Cinq ans après sa mise en place, le nouveau programme de mathématiques de la série S semble avoir accru le pessimisme des enseignants et le découragement des élèves. Au risque de réduire le flux vers les filières scientifiques.
« L’évolution est bien engagée, assez bien acceptée, mais il reste encore beaucoup d’efforts à accomplir ». Le rapport des inspecteurs généraux Jean Moussa et Xavier Sorbe ne cache pas les difficultés rencontrées dans l’application des nouveaux programmes de la série S, lancés en 2000-2001. L’évolution concerne directement le bac S, où les épreuves ont été renouvelées à partir de 2003 et l’orientation vers les filières scientifiques.
Pour l’Inspection, « en règle générale, la mise en place des nouveaux programmes est effective. La très grande majorité des enseignants a accompli avec conscience les efforts nécessaires à leur mise en place ». Ce sont les nouveaux modes d’évaluation qui focalisent les résistances. Si les banques d’exercice sont bien utilisées, les QCM suscitent de fortes réserves : « l’opinion très réservée de nombreux enseignants relativement à ces dispositifs doit certainement être reliée avec leur réticence à s’aventurer dans le champ des questions ouvertes : ils n’apprécient pas volontiers de laisser l’élève libre, dans le secret de son raisonnement, de préparer sa réponse finale qui apparaîtra sans que son cheminement ne soit visible.

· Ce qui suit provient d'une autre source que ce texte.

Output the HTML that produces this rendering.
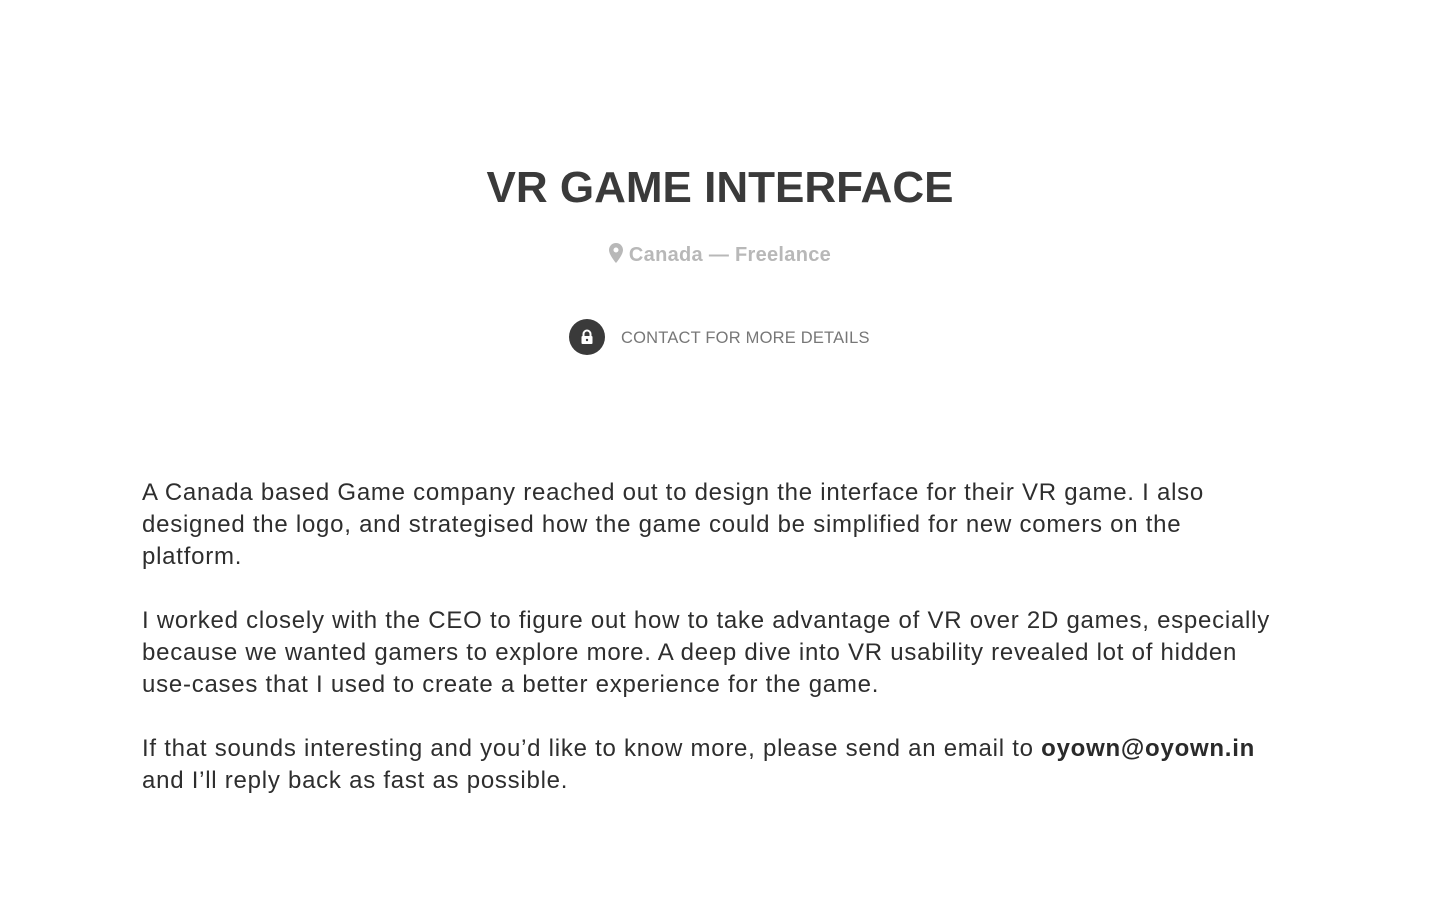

Et la réponse juste peut être le résultat d’un raisonnement faux : être mis dans l’incapacité d’empêcher ces réponses justes ainsi « indûment » gagnées, comme celle de détecter des réponses données au hasard, gêne nombre de professeurs ».
La « restitution organisée de connaissances » (ROC) n’échappe pas à la critique : les enseignants ne s’opposent pas au par coeur mais semblent avoir du mal à distinguer ce qui pourrait faire l’objet d’une ROC. Sur les questions ouvertes, « l’attitude des enseignants est parfois craintive » : 58% d’entre eux ne les utilisent jamais en contrôle.

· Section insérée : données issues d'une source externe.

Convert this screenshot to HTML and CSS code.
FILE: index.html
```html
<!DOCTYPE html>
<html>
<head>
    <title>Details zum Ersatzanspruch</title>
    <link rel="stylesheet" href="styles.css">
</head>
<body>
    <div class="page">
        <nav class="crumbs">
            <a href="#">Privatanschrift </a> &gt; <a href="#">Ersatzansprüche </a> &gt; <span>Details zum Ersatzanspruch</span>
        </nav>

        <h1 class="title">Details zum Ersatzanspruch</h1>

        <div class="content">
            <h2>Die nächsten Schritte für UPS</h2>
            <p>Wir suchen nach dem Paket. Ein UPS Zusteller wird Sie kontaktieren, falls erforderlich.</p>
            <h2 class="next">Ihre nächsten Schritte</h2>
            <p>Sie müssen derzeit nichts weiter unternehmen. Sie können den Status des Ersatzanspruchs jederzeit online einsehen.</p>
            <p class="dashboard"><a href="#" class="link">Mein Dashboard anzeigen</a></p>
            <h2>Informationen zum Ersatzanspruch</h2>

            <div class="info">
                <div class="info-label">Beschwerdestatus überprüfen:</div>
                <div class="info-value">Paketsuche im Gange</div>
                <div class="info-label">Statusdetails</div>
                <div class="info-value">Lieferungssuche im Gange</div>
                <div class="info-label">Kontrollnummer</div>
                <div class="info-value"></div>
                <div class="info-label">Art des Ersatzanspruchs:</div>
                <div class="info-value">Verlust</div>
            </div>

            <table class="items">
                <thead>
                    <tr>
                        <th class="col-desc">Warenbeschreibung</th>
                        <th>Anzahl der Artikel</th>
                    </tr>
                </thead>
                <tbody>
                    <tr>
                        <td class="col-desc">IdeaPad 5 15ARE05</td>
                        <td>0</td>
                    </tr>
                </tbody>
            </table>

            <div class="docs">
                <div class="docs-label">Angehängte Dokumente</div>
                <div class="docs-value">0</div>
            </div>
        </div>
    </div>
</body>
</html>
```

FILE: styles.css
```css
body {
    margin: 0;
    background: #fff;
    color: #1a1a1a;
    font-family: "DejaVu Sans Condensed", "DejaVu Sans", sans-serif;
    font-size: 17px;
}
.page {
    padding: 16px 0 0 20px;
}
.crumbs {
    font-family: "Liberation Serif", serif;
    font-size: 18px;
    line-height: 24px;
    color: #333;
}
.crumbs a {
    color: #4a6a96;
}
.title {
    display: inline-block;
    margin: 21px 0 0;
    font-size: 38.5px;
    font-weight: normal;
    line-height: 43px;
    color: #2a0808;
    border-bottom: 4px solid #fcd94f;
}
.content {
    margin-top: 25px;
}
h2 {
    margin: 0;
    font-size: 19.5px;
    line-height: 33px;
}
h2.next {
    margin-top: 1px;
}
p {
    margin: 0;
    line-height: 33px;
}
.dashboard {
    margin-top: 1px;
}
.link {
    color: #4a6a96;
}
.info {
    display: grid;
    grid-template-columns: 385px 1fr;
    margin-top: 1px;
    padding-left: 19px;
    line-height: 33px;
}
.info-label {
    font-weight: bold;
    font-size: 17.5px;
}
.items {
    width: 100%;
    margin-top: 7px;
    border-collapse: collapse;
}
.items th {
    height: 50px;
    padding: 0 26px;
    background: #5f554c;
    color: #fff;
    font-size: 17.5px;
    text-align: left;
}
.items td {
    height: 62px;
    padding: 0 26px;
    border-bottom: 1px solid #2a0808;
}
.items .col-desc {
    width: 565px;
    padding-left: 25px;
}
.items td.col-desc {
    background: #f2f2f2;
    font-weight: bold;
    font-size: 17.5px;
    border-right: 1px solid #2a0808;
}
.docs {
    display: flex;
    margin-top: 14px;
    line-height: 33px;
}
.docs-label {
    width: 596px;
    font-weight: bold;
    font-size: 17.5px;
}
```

Mais, pour les auteurs, les nouveaux programmes sont aussi l’occasion d’un renforcement de la sélection. » En S comme en ES, les élèves ayant choisi la spécialité mathématiques obtiennent toujours dans les exercices communs des résultats nettement supérieurs à ceux ayant choisi une autre spécialité » ce qui signe le fait que seuls les élèves très à l’aise en maths prennent cette spécialité. Pour les autres, « ces moyennes relativement basses par rapport à celles qu’obtiennent les candidats dans d’autres disciplines ont sans doute pour effet de faire apparaître les mathématiques comme une discipline exigeante et particulièrement difficile. Il nous faut nous interroger pour l’avenir proche : une telle image est-elle nécessaire, ou bien convient-il de faire en sorte que cette tendance ne se poursuive pas ? »
L’adoption des nouveaux programmes semble avoir rendu plus difficile l’adaptation des élèves en 1ère S. » L’articulation entre la seconde de détermination et la première S se fait donc dans de moins bonnes conditions, car les programmes de seconde n’étant pas en général traités de manière suffisamment différenciée, les élèves entrant en première S se trouvent peu préparés à un accroissement subit et important des exigences… Les facteurs les plus souvent cités par les enseignants concernent les élèves. D’une part, il est communément rapporté qu’ils ne savent plus effectuer des calculs élémentaires, que les connaissances de base sont mal assurées, quand elles ne manquent pas purement et simplement. D’autre part, la difficulté à « mettre les élèves au travail » est généralement avancée à l’appui de ce discours. Ces deux facteurs, souvent joints, peuvent chez certains professeurs se conjuguer pour soutenir un discours résolument pessimiste ».
Un pessimisme qui pourrait gagner les élèves. On sait que l’enseignement supérieur scientifique perd des étudiants (-18% depuis 1998). Les nouveaux programmes introduisent une nouvelle approche que l’on retrouve dans les rapports, plus récents, Charvet, Rolland et Blandin Renard. Tous plaident pour l’interdisciplinarité et le renforcement de l’expérimentation dans les disciplines scientifiques.